Ultimately, you don’t want heirs to feel hurt or confused by the size of their inheritance. If you are having difficulty agreeing on a plan for the division, consider speaking with your heirs directly about what fair would look like to them. You don’t have to abide by their wishes, of course, but their input could help you and your spouse find common ground.
Once the two of you have agreed to a plan, hire a lawyer to execute it. A will drafted by an attorney averages about $375, according to LegalZoom. Need help finding an attorney? Many bar associations offer lawyer referral services, in which participating lawyers agree to provide half-hour consultations for less than $50.
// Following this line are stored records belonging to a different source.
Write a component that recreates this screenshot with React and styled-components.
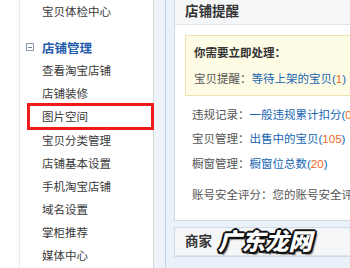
import React from 'react';
import styled, { createGlobalStyle } from 'styled-components';

const Global = createGlobalStyle`
  html, body { margin: 0; padding: 0; background: #fff; }
  body {
    width: 350px;
    height: 268px;
    overflow: hidden;
    font-family: "Liberation Sans", "Noto Sans CJK SC", sans-serif;
    font-size: 11.5px;
    color: #333;
  }
`;

const Page = styled.div`
  display: flex;
  width: 350px;
  height: 268px;
  overflow: hidden;
  background: #fff;
`;

const LeftMargin = styled.div`
  flex: none;
  width: 19px;
  background: #fff;
`;

const Sidebar = styled.nav`
  flex: none;
  width: 133px;
  border-left: 1px solid #e9e9e9;
  border-right: 1px solid #d8d8d8;
  background: #fff;
  padding-top: 1px;
`;

const Item = styled.div`
  position: relative;
  height: 23.2px;
  line-height: 23.2px;
  padding-left: 22px;
  color: #3a3a3a;
  white-space: nowrap;
  &::after {
    content: '';
    display: ${(p) => (p.$marked ? 'block' : 'none')};
    position: absolute;
    left: 7px;
    right: -1px;
    top: -3px;
    bottom: 0;
    border: 3px solid #ee1c1c;
  }
`;

const GroupTitle = styled.div`
  display: flex;
  align-items: center;
  height: 25px;
  margin-top: 10.8px;
  padding-left: 6px;
  color: #1f5cab;
  font-weight: bold;
  font-size: 12.5px;
`;

const MinusBox = styled.span`
  position: relative;
  box-sizing: border-box;
  width: 8px;
  height: 8px;
  border: 1px solid #8a9bb3;
  margin-right: 8px;
  &::before {
    content: '';
    position: absolute;
    left: 1px;
    right: 1px;
    top: 2.5px;
    height: 1px;
    background: #6d7f99;
  }
`;

const Main = styled.main`
  flex: 1;
  min-width: 0;
  background: #eef3fa;
  padding-left: 11px;
  display: flex;
`;

const Column = styled.div`
  flex: 1;
  min-width: 0;
  border-left: 1px solid #bfd2ec;
  background: #ebf1f9;
  padding-left: 8px;
  display: flex;
  flex-direction: column;
  gap: 6px;
`;

const Panel = styled.section`
  position: relative;
  background: #fff;
  border: 1px solid #cfdaea;
  border-top: ${(p) => (p.$cut ? 'none' : '1px solid #cfdaea')};
  border-right: none;
  overflow: hidden;
`;

const PanelHeader = styled.div`
  height: ${(p) => p.$h}px;
  line-height: ${(p) => p.$h}px;
  background: #f5f6f8;
  border-bottom: 1px solid #dfe4ea;
  padding-left: 10px;
  font-size: 13.5px;
  font-weight: bold;
  color: #333;
  white-space: nowrap;
`;

const PanelBody = styled.div`
  padding: 10px 0 12.75px 10px;
`;

const Notice = styled.div`
  background: #fffce5;
  border: 1px solid #f1e2ac;
  border-right: none;
  padding: 7px 0 6px 8px;
`;

const Line = styled.div`
  height: ${(p) => p.$h || 24.5}px;
  line-height: ${(p) => p.$h || 24.5}px;
  padding-left: ${(p) => p.$pad ?? 7}px;
  margin-top: ${(p) => p.$mt || 0}px;
  white-space: nowrap;
  color: ${(p) => (p.$bold ? '#333' : '#555')};
  font-weight: ${(p) => (p.$bold ? 'bold' : 'normal')};
`;

const Link = styled.span`
  color: #1765b3;
`;

const Num = styled.span`
  color: #f06a1a;
`;

const Watermark = styled.div`
  position: absolute;
  left: 43px;
  top: -3px;
  font-family: "Noto Sans CJK SC", sans-serif;
  font-weight: 900;
  font-size: 23.5px;
  line-height: 30px;
  color: #fff;
  font-style: italic;
  text-shadow:
    2px 0 0 #111, -2px 0 0 #111, 0 2px 0 #111, 0 -2px 0 #111,
    1.5px 1.5px 0 #111, -1.5px 1.5px 0 #111, 1.5px -1.5px 0 #111, -1.5px -1.5px 0 #111,
    2.5px 2.5px 1px rgba(0,0,0,0.45);
  pointer-events: none;
`;

const menu = ['查看淘宝店铺', '店铺装修', '图片空间', '宝贝分类管理', '店铺基本设置', '手机淘宝店铺', '域名设置', '掌柜推荐', '媒体中心'];

export default function App() {
  return (
    <>
      <Global />
      <Page>
        <LeftMargin />
        <Sidebar>
          <Item>宝贝体检中心</Item>
          <GroupTitle>
            <MinusBox />
            店铺管理
          </GroupTitle>
          {menu.map((m) => (
            <Item key={m} $marked={m === '图片空间'}>{m}</Item>
          ))}
        </Sidebar>
        <Main>
          <Column>
            <Panel $cut>
              <PanelHeader $h={24}>店铺提醒</PanelHeader>
              <PanelBody>
                <Notice>
                  <Line $h={20} $pad={0} $bold>你需要立即处理：</Line>
                  <Line $h={20} $pad={0} $mt={6}>宝贝提醒：<Link>等待上架的宝贝(</Link><Num>1</Num><Link>)</Link></Line>
                </Notice>
                <Line $mt={6.75}>违规记录：<Link>一般违规累计扣分(</Link><Num>0</Num><Link>)</Link></Line>
                <Line>宝贝管理：<Link>出售中的宝贝(</Link><Num>105</Num><Link>)</Link></Line>
                <Line>橱窗管理：<Link>橱窗位总数(</Link><Num>20</Num><Link>)</Link></Line>
                <Line $mt={6.5}>账号安全评分：您的账号安全评分较高，请继续保持</Line>
              </PanelBody>
            </Panel>
            <Panel>
              <PanelHeader $h={27}>商家</PanelHeader>
              <Watermark>广东龙网</Watermark>
            </Panel>
          </Column>
        </Main>
      </Page>
    </>
  );
}
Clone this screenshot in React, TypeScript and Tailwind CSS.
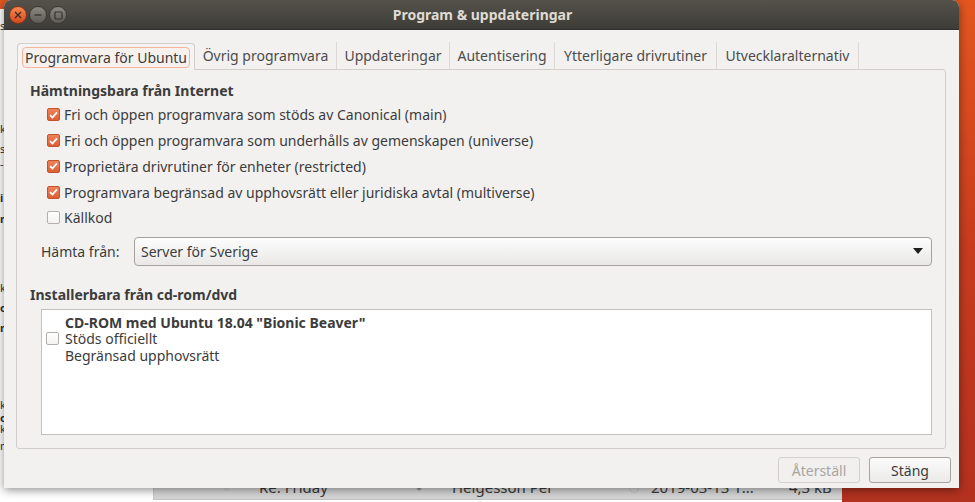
import React from "react";

const FONT = { fontFamily: '"Noto Sans", "Open Sans", sans-serif' };

function Check({ on }: { on: boolean }) {
  if (!on)
    return (
      <span className="inline-block w-[13px] h-[13px] shrink-0 rounded-[2px] border border-[#b3afab] bg-gradient-to-b from-white to-[#f4f3f2]" />
    );
  return (
    <span className="inline-flex items-center justify-center w-[13px] h-[13px] shrink-0 rounded-[2px] border border-[#c2532b] bg-gradient-to-b from-[#f0825a] to-[#de5f33]">
      <svg width="9" height="8" viewBox="0 0 9 8">
        <path d="M1 4.2 L3.4 6.5 L8 1.3" fill="none" stroke="#fff" strokeWidth="1.8" />
      </svg>
    </span>
  );
}

function Row({ on, label }: { on: boolean; label: string }) {
  return (
    <div className="flex items-center h-[25.75px] pl-[17px] gap-[4px]">
      <Check on={on} />
      <span>{label}</span>
    </div>
  );
}

const TABS: { label: string; w: string }[] = [
  { label: "Övrig programvara", w: "w-[142px]" },
  { label: "Uppdateringar", w: "w-[113px]" },
  { label: "Autentisering", w: "w-[105px]" },
  { label: "Ytterligare drivrutiner", w: "w-[162px]" },
  { label: "Utvecklaralternativ", w: "w-[142px]" },
];

// letters of the mail folder pane peeking out behind the dialog
const LEFT_GLYPHS: { t: string; mt: string; b?: boolean }[] = [
  { t: "s", mt: "mt-[12px]" },
  { t: "k", mt: "mt-[94px]" },
  { t: "s", mt: "mt-[11px]" },
  { t: "-", mt: "mt-[6px]" },
  { t: "i", mt: "mt-[25px]", b: true },
  { t: "n", mt: "mt-[12px]", b: true },
  { t: "k", mt: "mt-[60px]" },
  { t: "o", mt: "mt-[11px]", b: true },
  { t: "n", mt: "mt-[11px]", b: true },
  { t: "k", mt: "mt-[68px]" },
  { t: "o", mt: "mt-[4px]", b: true },
  { t: "k", mt: "mt-[2px]" },
  { t: "n", mt: "mt-[8px]" },
];

export default function App() {
  return (
    <div
      className="relative w-[975px] h-[502px] overflow-hidden bg-gradient-to-b from-[#e3561f] via-[#c63c1d] to-[#b3311f] text-[#3c3c3c]"
      style={FONT}
    >
      {/* background mail window */}
      <div className="absolute left-0 top-[9px] w-[842px] h-[493px] bg-white">
        <div className="flex flex-col text-[11px] text-[#333]">
          {LEFT_GLYPHS.map((g, i) => (
            <span key={i} className={`h-[9px] leading-[9px] ${g.mt} ${g.b ? "font-bold" : ""}`}>
              {g.t}
            </span>
          ))}
        </div>
        <div className="absolute left-[153px] top-[467px] w-[689px] h-[24px] border-l border-[#c9c9c9] border-b border-b-[#c4c4c4] bg-gradient-to-b from-[#e6e6e6] to-[#d4d4d4] flex items-center text-[15px] text-[#3a3a3a]">
          <span className="w-[68px]" />
          <span className="text-[10px] text-[#b5b5b5] w-[37px]">☆</span>
          <span className="w-[157px]">Re: Friday</span>
          <span className="text-[10px] text-[#999] w-[36px]">●</span>
          <span className="w-[177px]">Helgesson Per</span>
          <span className="w-[22px] h-[10px] inline-flex">
            <span className="w-[10px] h-[10px] rounded-full border border-[#c8c8c8]" />
          </span>
          <span className="w-[138px]">2019-03-13 1...</span>
          <span>4,3 kB</span>
        </div>
      </div>

      {/* dialog window */}
      <div className="absolute left-[4px] top-0 w-[955px] h-[488px] flex flex-col bg-[#f2f1f0] rounded-t-[7px] shadow-[0_2px_10px_rgba(0,0,0,0.45)] text-[14px]">
        <div className="relative h-[30px] shrink-0 rounded-t-[7px] bg-gradient-to-b from-[#55524b] to-[#3d3c37] flex items-center justify-center border-b border-[#2f2e2b]">
          <div className="absolute left-[5px] top-[6px] flex gap-[2px]">
            <span className="w-[18px] h-[18px] rounded-full border border-[#8a3314] bg-gradient-to-b from-[#f7884f] to-[#d24a1b] flex items-center justify-center">
              <svg width="8" height="8" viewBox="0 0 8 8">
                <path d="M1 1 L7 7 M7 1 L1 7" stroke="#3a2a22" strokeWidth="1.3" />
              </svg>
            </span>
            <span className="w-[18px] h-[18px] rounded-full border border-[#3a3935] bg-gradient-to-b from-[#8c8983] to-[#5e5b56] flex items-center justify-center">
              <svg width="8" height="8" viewBox="0 0 8 8">
                <path d="M0.5 4 L7.5 4" stroke="#34332f" strokeWidth="1.3" />
              </svg>
            </span>
            <span className="w-[18px] h-[18px] rounded-full border border-[#3a3935] bg-gradient-to-b from-[#8c8983] to-[#5e5b56] flex items-center justify-center">
              <svg width="9" height="9" viewBox="0 0 9 9">
                <rect x="1" y="1" width="7" height="7" rx="1" fill="none" stroke="#34332f" strokeWidth="1.2" />
              </svg>
            </span>
          </div>
          <span className="font-bold text-[14px] text-[#dfdbd2] ml-[2px]">Program &amp; uppdateringar</span>
        </div>

        <div className="flex-1 flex flex-col px-[12px] pt-[12px] pr-[13px]">
          {/* tabs */}
          <div className="flex items-end h-[27px] pl-[1px]">
            <div className="relative z-10 w-[178px] h-[27px] -mb-px flex items-center justify-center rounded-t-[4px] border border-b-0 border-[#d2cec9] bg-[#f5f4f3]">
              <span className="px-[2px] rounded-[4px] border border-[#f4b39a] bg-[#f7f1ee] leading-[19px] text-[#3c3c3c]">
                Programvara för Ubuntu
              </span>
            </div>
            {TABS.map((t) => (
              <div
                key={t.label}
                className={`${t.w} h-[27px] flex items-center justify-center border-r border-[#dcd8d4] text-[#4c4c4c]`}
              >
                {t.label}
              </div>
            ))}
          </div>

          {/* notebook frame */}
          <div className="h-[380px] border border-[#d2cec9] rounded-[3px] rounded-tl-none bg-[#f2f1f0] pl-[13px] pr-[13px] pt-[11px]">
            <div className="h-[21px] leading-[20px] font-bold">Hämtningsbara från Internet</div>
            <Row on label="Fri och öppen programvara som stöds av Canonical (main)" />
            <Row on label="Fri och öppen programvara som underhålls av gemenskapen (universe)" />
            <Row on label="Proprietära drivrutiner för enheter (restricted)" />
            <Row on label="Programvara begränsad av upphovsrätt eller juridiska avtal (multiverse)" />
            <Row on={false} label="Källkod" />

            <div className="flex items-center mt-[6px] pl-[11px]">
              <span className="w-[93px]">Hämta från:</span>
              <div className="flex-1 h-[29px] flex items-center justify-between pl-[6px] pr-[8px] rounded-[4px] border border-[#a5a19c] bg-gradient-to-b from-[#fdfdfd] to-[#e9e8e7]">
                <span>Server för Sverige</span>
                <svg width="10" height="6" viewBox="0 0 10 6">
                  <path d="M0 0 L10 0 L5 6 Z" fill="#1e1e1e" />
                </svg>
              </div>
            </div>

            <div className="mt-[19px] h-[20px] leading-[20px] font-bold">Installerbara från cd-rom/dvd</div>
            <div className="mt-[4px] ml-[11px] h-[126px] border border-[#c3bfbb] bg-white flex items-start pt-[5px] pl-[4px] leading-[16.5px]">
              <div className="self-stretch flex items-start pt-[17px]">
                <Check on={false} />
              </div>
              <div className="pl-[6px]">
                <div className="font-bold">CD-ROM med Ubuntu 18.04 "Bionic Beaver"</div>
                <div>Stöds officiellt</div>
                <div>Begränsad upphovsrätt</div>
              </div>
            </div>
          </div>

          {/* buttons */}
          <div className="flex justify-end gap-[9px] pt-[8px] -mr-[5px]">
            <button className="w-[82px] h-[26px] rounded-[3px] border border-[#d3cfcb] bg-[#f1f0ef] text-[#a8a5a1]">
              Återställ
            </button>
            <button className="w-[82px] h-[26px] rounded-[3px] border border-[#a8a39e] bg-gradient-to-b from-[#fbfbfb] to-[#ebeae9] text-[#3c3c3c]">
              Stäng
            </button>
          </div>
        </div>
      </div>
    </div>
  );
}
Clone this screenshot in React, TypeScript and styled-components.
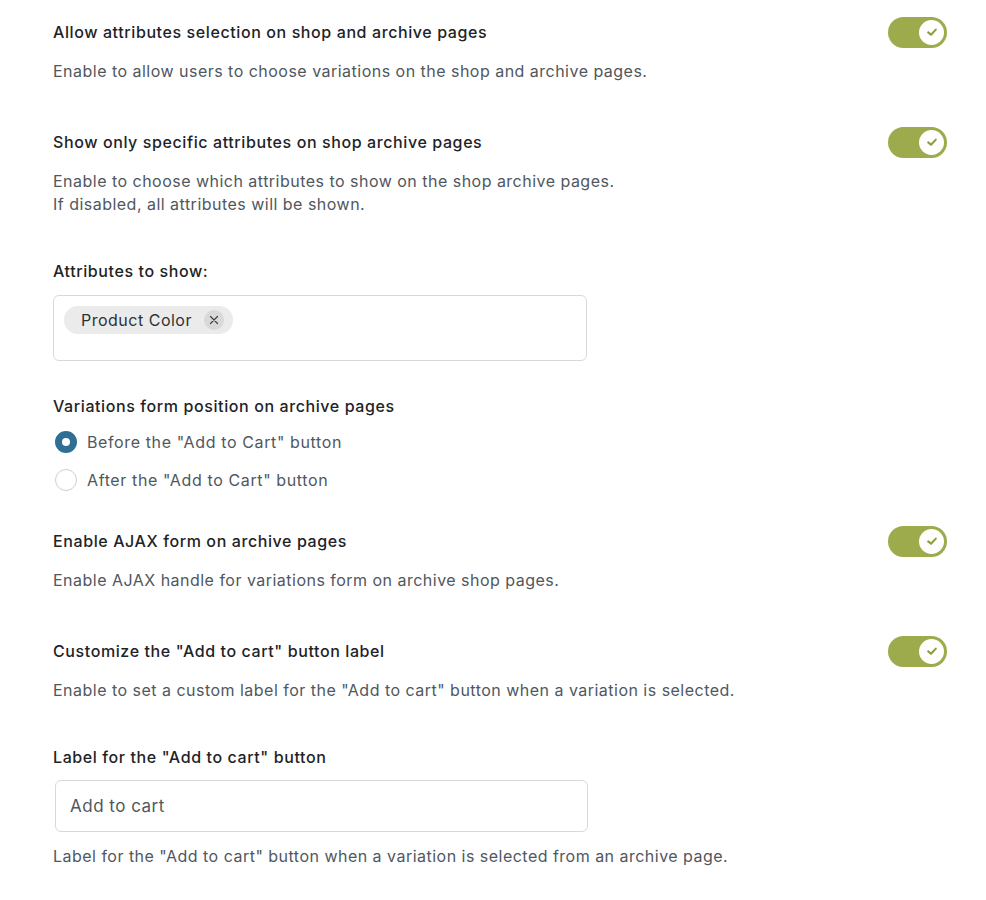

This is also a good time to put two other estate planning documents in place: a health care proxy, a living will, and a durable power of attorney for finances.
Call a family meeting and tell your children about your general estate plan. You don’t need to spell out how much they’ll inherit or read them a copy, but you should talk about big decisions you’ve made -- for instance, if you're not splitting assets equally among your children, or giving a large portion to charity. “Having this conversation will give you confidence, says Cincinnati financial planner David Nienaber. “People are afraid to tell heirs for fear they will piss someone off, but people are more upset when you die and they’re left to figure out with their siblings why you did what you did.”
ONE FAMILY'S SOLUTION
“I had a client tell me once (without his wife present) that he didn’t want “six-pack abs man” spending his money,” says Palmer. The client was worried that if the estate went outright to the wife, then she could leave it all to someone besides their daughter -- and that if his wife remarried, her new spouse would get all the money. "Eventually I was able to get him to share that concern openly with his wife and we addressed that in his estate plan by placing the assets in a trust for their daughter," Palmer continues. "The wife was unhappy at first that her spouse didn’t seem to trust her, but after listening to his concerns and the benefits of a trust, she decided to go along with the plan because ultimately the two wanted the same thing: their daughter to be the heir."